Amazon has more products and can offer lower prices. They offer their sellers more scale (namely worldwide) and sales power and are therefore in an extremely strong negotiating position with those same sellers. Something that their customers then benefit from. Amazon also offers many more digital services (Prime, Kindle, Amazon Web Services), making their business model more scalable and profitable. In addition, Amazon has already shown that they are not in for the short-term peaks (they barely made a profit in the first twenty years) — they have the longest breath and the deepest pockets.

Bol.com, on the other hand, is part of Ahold Delhaize. Bol.com's turnover is less than 5% of Ahold Delhaize's total turnover. Certainly substantial, but 95% is earned with good old fashioned physical retail. That's where the money is earned. For Ahold, digital is a side hustle. One that takes a disproportionate amount of time, attention and peaks. Ahold can't go along with Amazon in the long run.

And that's how bol.com is defeated in its own game. Because only one can be the largest and the cheapest.

Another option: helping people

But is that bad? That one juggernaut is exchanged for the other?

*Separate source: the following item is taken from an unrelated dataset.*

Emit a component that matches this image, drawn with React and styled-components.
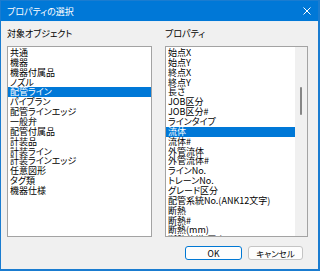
import React from 'react'
import styled, { createGlobalStyle } from 'styled-components'

const objects = [
    '共通', '機器', '機器付属品', 'ノズル', '配管ライン', 'パイプラン', '配管ラインエッジ',
    '一般弁', '配管付属品', '計装品', '計装ライン', '計装ラインエッジ', '任意図形', 'タグ類', '機器仕様',
]

const properties = [
    '始点X', '始点Y', '終点X', '終点Y', '長さ', 'JOB区分', 'JOB区分#', 'ラインタイプ', '流体',
    '流体#', '外管流体', '外管流体#', 'ラインNo.', 'トレーンNo.', 'グレード区分',
    '配管系統No.(ANK12文字)', '断熱', '断熱#', '断熱(mm)', '断熱仕様(厚さ)', '保温材',
]

function App() {
    return (
        <>
            <GlobalStyle />
            <Window>
                <TitleBar>
                    <Title>プロパティの選択</Title>
                    <CloseButton>
                        <svg width="8" height="8" viewBox="0 0 8 8">
                            <path d="M0.5 0.5 L7.5 7.5 M7.5 0.5 L0.5 7.5" stroke="#fff" strokeWidth="1" />
                        </svg>
                    </CloseButton>
                </TitleBar>
                <Body>
                    <Columns>
                        <Column>
                            <Label>対象オブジェクト</Label>
                            <ListBox>
                                <Items>
                                    {objects.map((name, i) => (
                                        <Item key={name} selected={i === 4}>{name}</Item>
                                    ))}
                                </Items>
                            </ListBox>
                        </Column>
                        <Column>
                            <Label>プロパティ</Label>
                            <ListBox>
                                <Items>
                                    {properties.map((name, i) => (
                                        <Item key={name} selected={i === 8}>{name}</Item>
                                    ))}
                                </Items>
                                <ScrollTrack>
                                    <ScrollThumb />
                                </ScrollTrack>
                            </ListBox>
                        </Column>
                    </Columns>
                    <ButtonRow>
                        <Button primary>OK</Button>
                        <Button>キャンセル</Button>
                    </ButtonRow>
                </Body>
            </Window>
        </>
    )
}

export default App


const GlobalStyle = createGlobalStyle`
    body {
        margin: 0;
        background: #f0f0f0;
        font-family: "Noto Sans CJK JP", "Noto Sans", sans-serif;
        font-feature-settings: "palt";
    }
    * { box-sizing: border-box; }
`

const Window = styled.div`
    width: 320px;
    height: 271px;
    display: flex;
    flex-direction: column;
    background: #f0f0f0;
    border: 1px solid #1a7cd0;
    border-right-width: 2px;
    border-bottom-width: 2px;
`

const TitleBar = styled.div`
    height: 21px;
    background: #0078d7;
    display: flex;
    align-items: center;
    justify-content: space-between;
    padding: 0 7px 0 6px;
    border-bottom: 1px solid #e9eef3;
`

const Title = styled.div`
    color: #fff;
    font-size: 9px;
`

const CloseButton = styled.div`
    display: flex;
    align-items: center;
`

const Body = styled.div`
    flex: 1;
    display: flex;
    flex-direction: column;
    padding: 6px 10px 0 6px;
`

const Columns = styled.div`
    display: grid;
    grid-template-columns: 145px 143px;
    column-gap: 13px;
`

const Column = styled.div`
    display: flex;
    flex-direction: column;
`

const Label = styled.div`
    font-size: 9px;
    line-height: 12px;
    color: #000;
    margin-bottom: 6px;
`

const ListBox = styled.div`
    height: 191px;
    border: 1px solid #a3a3a3;
    background: #fff;
    display: flex;
    overflow: hidden;
    padding-top: 1px;
`

const Items = styled.div`
    flex: 1;
    display: flex;
    flex-direction: column;
`

const Item = styled.div`
    height: 9.87px;
    line-height: 9.87px;
    font-size: 9px;
    padding-left: 2px;
    white-space: nowrap;
    color: ${(p) => (p.selected ? '#fff' : '#000')};
    background: ${(p) => (p.selected ? '#0078d7' : 'transparent')};
`

const ScrollTrack = styled.div`
    width: 12px;
    margin-top: -1px;
    background: #f0f0f0;
    display: flex;
    justify-content: center;
    padding-top: 40px;
`

const ScrollThumb = styled.div`
    width: 2px;
    height: 28px;
    border-radius: 1px;
    background: #858585;
`

const ButtonRow = styled.div`
    display: flex;
    justify-content: flex-end;
    gap: 6px;
    margin-top: 9px;
    padding-right: 5px;
`

const Button = styled.div`
    width: ${(p) => (p.primary ? '57px' : '55px')};
    height: 14px;
    display: flex;
    align-items: center;
    justify-content: center;
    font-size: 8.5px;
    color: #000;
    background: #fdfdfd;
    border: 1px solid ${(p) => (p.primary ? '#0078d4' : '#c4c4c4')};
    border-radius: 3px;
`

Not necessarily. Because ultimately, the same applies to Amazon: competing on price or product is not sustainable. So what?

In the offline world, the raison d'être of some stores has been for years, even decades, that customers there have been “so well helped”. Good, pleasant experiences that are about the customer — so that the few euro price difference with the neighbour is suddenly a lot less relevant.

And well... you won't get good help at Amazon (or bol.com).

Not even in most other online stores, by the way. But that is changing rapidly. More and more specialized online stores understand that they have knowledge - of the customer and of the products - that the Biggest and Cheapest Ones do not have. And that it doesn't pay to play the e-commerce game the way the world's Amazons and bol.coms imagined it.

How will e-commerce become more than just a game of price and product? By putting expert knowledge back first. By really taking people by the hand and helping them. That is the future for everyone who has a future in e-commerce.